After 3 long shifts as a med tech at my facility, I went and worked my once-a-week evening shift caregiving, and for the first time, it felt like a relief. We've got multiple residents on a lot of medications right now, many of which would normally be PRN's and therefore not my department. However, one of the nurses wrote them in our book as nursing orders, so for the first time we're giving medications that absolutely must be given at a certain time and that is really stressful with this population. You just never know if or when these people are going to cooperate with you.
So anyway, we've still got the Darth Vader Choker running around. He's a reasonably nice guy a lot of the time, but when he gets combative, it's scary. He's a big man (and remember, he lifted one nurse clear up off the ground by choking her). During report today we were told to "keep a close eye on him" and perform "frequent checks" because he's been peeing everywhere. And housekeeping is getting mad because he peed on the drapes and it's expensive to clean them. I'll file that under "not urgent". If it's that expensive to clean the place when he pees all over stuff, how about NOT ADMITTING people that we KNOW ahead of time are going to freak out when toileted and have a pattern of voiding inappropriately? Duh.

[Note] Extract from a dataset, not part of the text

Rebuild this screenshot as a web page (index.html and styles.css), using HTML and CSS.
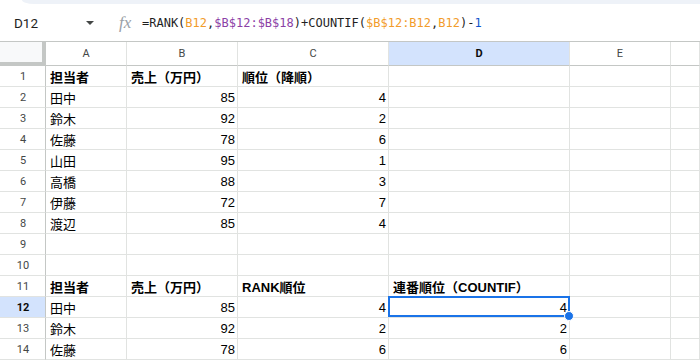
FILE: index.html
```html
<!DOCTYPE html>
<html lang="ja">
<head>
<meta charset="utf-8">
<link rel="stylesheet" href="styles.css">
</head>
<body>
<div class="app">
  <div class="topstrip"><div class="toolbar-edge"></div></div>
  <div class="fbar">
    <div class="namebox">D12</div>
    <div class="caret"></div>
    <div class="fx">fx</div>
    <div class="formula">=RANK(<span class="o">B12</span>,<span class="p">$B$12:$B$18</span>)+COUNTIF(<span class="o">$B$12:B12</span>,<span class="o">B12</span>)-<span class="num">1</span></div>
  </div>
  <div class="sheet">
    <div class="corner"></div><div class="ch">A</div><div class="ch">B</div><div class="ch">C</div><div class="ch hl">D</div><div class="ch">E</div><div class="ch"></div>

    <div class="rh">1</div><div class="c b">担当者</div><div class="c b">売上（万円）</div><div class="c b">順位（降順）</div><div class="c"></div><div class="c"></div><div class="c"></div>
    <div class="rh">2</div><div class="c">田中</div><div class="c n">85</div><div class="c n">4</div><div class="c"></div><div class="c"></div><div class="c"></div>
    <div class="rh">3</div><div class="c">鈴木</div><div class="c n">92</div><div class="c n">2</div><div class="c"></div><div class="c"></div><div class="c"></div>
    <div class="rh">4</div><div class="c">佐藤</div><div class="c n">78</div><div class="c n">6</div><div class="c"></div><div class="c"></div><div class="c"></div>
    <div class="rh">5</div><div class="c">山田</div><div class="c n">95</div><div class="c n">1</div><div class="c"></div><div class="c"></div><div class="c"></div>
    <div class="rh">6</div><div class="c">高橋</div><div class="c n">88</div><div class="c n">3</div><div class="c"></div><div class="c"></div><div class="c"></div>
    <div class="rh">7</div><div class="c">伊藤</div><div class="c n">72</div><div class="c n">7</div><div class="c"></div><div class="c"></div><div class="c"></div>
    <div class="rh">8</div><div class="c">渡辺</div><div class="c n">85</div><div class="c n">4</div><div class="c"></div><div class="c"></div><div class="c"></div>
    <div class="rh">9</div><div class="c"></div><div class="c"></div><div class="c"></div><div class="c"></div><div class="c"></div><div class="c"></div>
    <div class="rh">10</div><div class="c"></div><div class="c"></div><div class="c"></div><div class="c"></div><div class="c"></div><div class="c"></div>
    <div class="rh">11</div><div class="c b">担当者</div><div class="c b">売上（万円）</div><div class="c b">RANK順位</div><div class="c b">連番順位（COUNTIF）</div><div class="c"></div><div class="c"></div>
    <div class="rh hl">12</div><div class="c">田中</div><div class="c n">85</div><div class="c n">4</div><div class="c n active">4<div class="sel"><div class="handle"></div></div></div><div class="c"></div><div class="c"></div>
    <div class="rh">13</div><div class="c">鈴木</div><div class="c n">92</div><div class="c n">2</div><div class="c n">2</div><div class="c"></div><div class="c"></div>
    <div class="rh">14</div><div class="c">佐藤</div><div class="c n">78</div><div class="c n">6</div><div class="c n">6</div><div class="c"></div><div class="c"></div>
  </div>
</div>
</body>
</html>
```

FILE: styles.css
```css
* { box-sizing: border-box; }
html, body { margin: 0; padding: 0; background: #fff; }
body { width: 700px; height: 360px; overflow: hidden; }
.app { width: 700px; height: 360px; overflow: hidden; }

.topstrip { height: 5px; padding-left: 22px; }
.toolbar-edge {
  height: 4px;
  background: #eef2f8;
  border-bottom-left-radius: 12px 4px;
}

.fbar {
  height: 37px;
  border-bottom: 1px solid #c4c7c5;
  display: flex;
  align-items: center;
  padding-bottom: 1px;
}
.namebox {
  width: 86px;
  padding-left: 14px;
  font-family: Roboto, "Liberation Sans", sans-serif;
  font-size: 13.5px;
  color: #1f1f1f;
}
.caret {
  width: 0; height: 0;
  border-left: 4px solid transparent;
  border-right: 4px solid transparent;
  border-top: 4px solid #444746;
  margin-top: 1px;
}
.fx {
  margin-left: 25px;
  width: 22px;
  font-family: "Liberation Serif", serif;
  font-style: italic;
  font-size: 17px;
  color: #9aa0a6;
  line-height: 1;
}
.formula {
  margin-left: 1px;
  font-family: "DejaVu Sans Mono", "Liberation Mono", monospace;
  font-size: 12px;
  color: #1f1f1f;
  white-space: nowrap;
}
.formula .o { color: #f29c2b; }
.formula .p { color: #8b3fa6; }
.formula .num { color: #1155cc; }

.sheet {
  display: grid;
  grid-template-columns: 46px 81px 111px 151px 181px 101px 1fr;
  grid-template-rows: 24px;
  grid-auto-rows: 21px;
}
.corner {
  background: #f8f9fa;
  border-right: 4px solid #c4c7c5;
  border-bottom: 4px solid #c4c7c5;
}
.ch {
  border-right: 1px solid #e1e3e1;
  border-bottom: 1px solid #c4c7c5;
  display: flex;
  align-items: center;
  justify-content: center;
  font-family: Roboto, "Liberation Sans", sans-serif;
  font-size: 11px;
  color: #444746;
}
.rh {
  border-right: 1px solid #c4c7c5;
  border-bottom: 1px solid #e1e3e1;
  display: flex;
  align-items: center;
  justify-content: center;
  font-family: Roboto, "Liberation Sans", sans-serif;
  font-size: 11px;
  color: #444746;
  padding-left: 1px;
}
.ch.hl, .rh.hl {
  background: #d3e3fd;
  color: #0b0b0b;
  font-weight: bold;
}
.c {
  border-right: 1px solid #e1e3e1;
  border-bottom: 1px solid #e1e3e1;
  display: flex;
  align-items: center;
  padding: 1px 3px 0 4px;
  font-family: "Liberation Sans", "Noto Sans CJK JP", sans-serif;
  font-size: 13px;
  color: #000;
  white-space: nowrap;
  overflow: visible;
}
.c.b { font-weight: bold; }
.c.n { justify-content: flex-end; padding-right: 2px; }

.active { position: relative; }
.sel {
  position: absolute;
  left: -1px; top: -1px; right: -1px; bottom: 0;
  border: 2px solid #1a73e8;
  pointer-events: none;
}
.handle {
  position: absolute;
  right: -6px; bottom: -6px;
  width: 10px; height: 10px;
  border-radius: 50%;
  background: #1a73e8;
  border: 1px solid #fff;
}
```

Anyway, Mr. Vader has been on a streak of bad days lately. So when we spotted him dozing on a couch in the hallway after dinner, I suggested to the other aide who was assigned to him that we go try to put him to bed right away, before his meds wear off. We got a wheelchair, because he was all zonked. We gently woke him up, told him we would help him get to bed, and plopped him in the wheelchair.
Once we had him in his room, I started with "Let's take a look at your feet." because apparently that's how his daughter would start his care. He was a contractor for years and years, and for all I know, he thinks he did it today. So I acted as though he had. I said "We want to make sure you didn't step on any nails or anything. Construction sites can be tricky." he was awake now, and agreed. I took off his shoes and socks. I continued "All right, those look good, no problems there. I think we better check your knees too, make sure they didn't get roughed up at all. Can you stand up?" He could, with our help. He didn't even notice that we were taking his pants off to check his knees, was just glad that his knees were okay. We continued like this until he had everything off, used the restroom, washed himself up with a washcloth, brushed his teeth and laid down in bed wearing only a brief. It was amazing. Such a change from his other days. I think if he could be appropriately medicated, he could be compliant like this all the time - he was aware of what we were doing, was doing most of the work himself, and was pleasant to be around.
It was the most successful moment I've had with this guy since he moved in.
And after all the stress of the last few days, it was a really pleasant change - sometimes it's nice to go back to basics.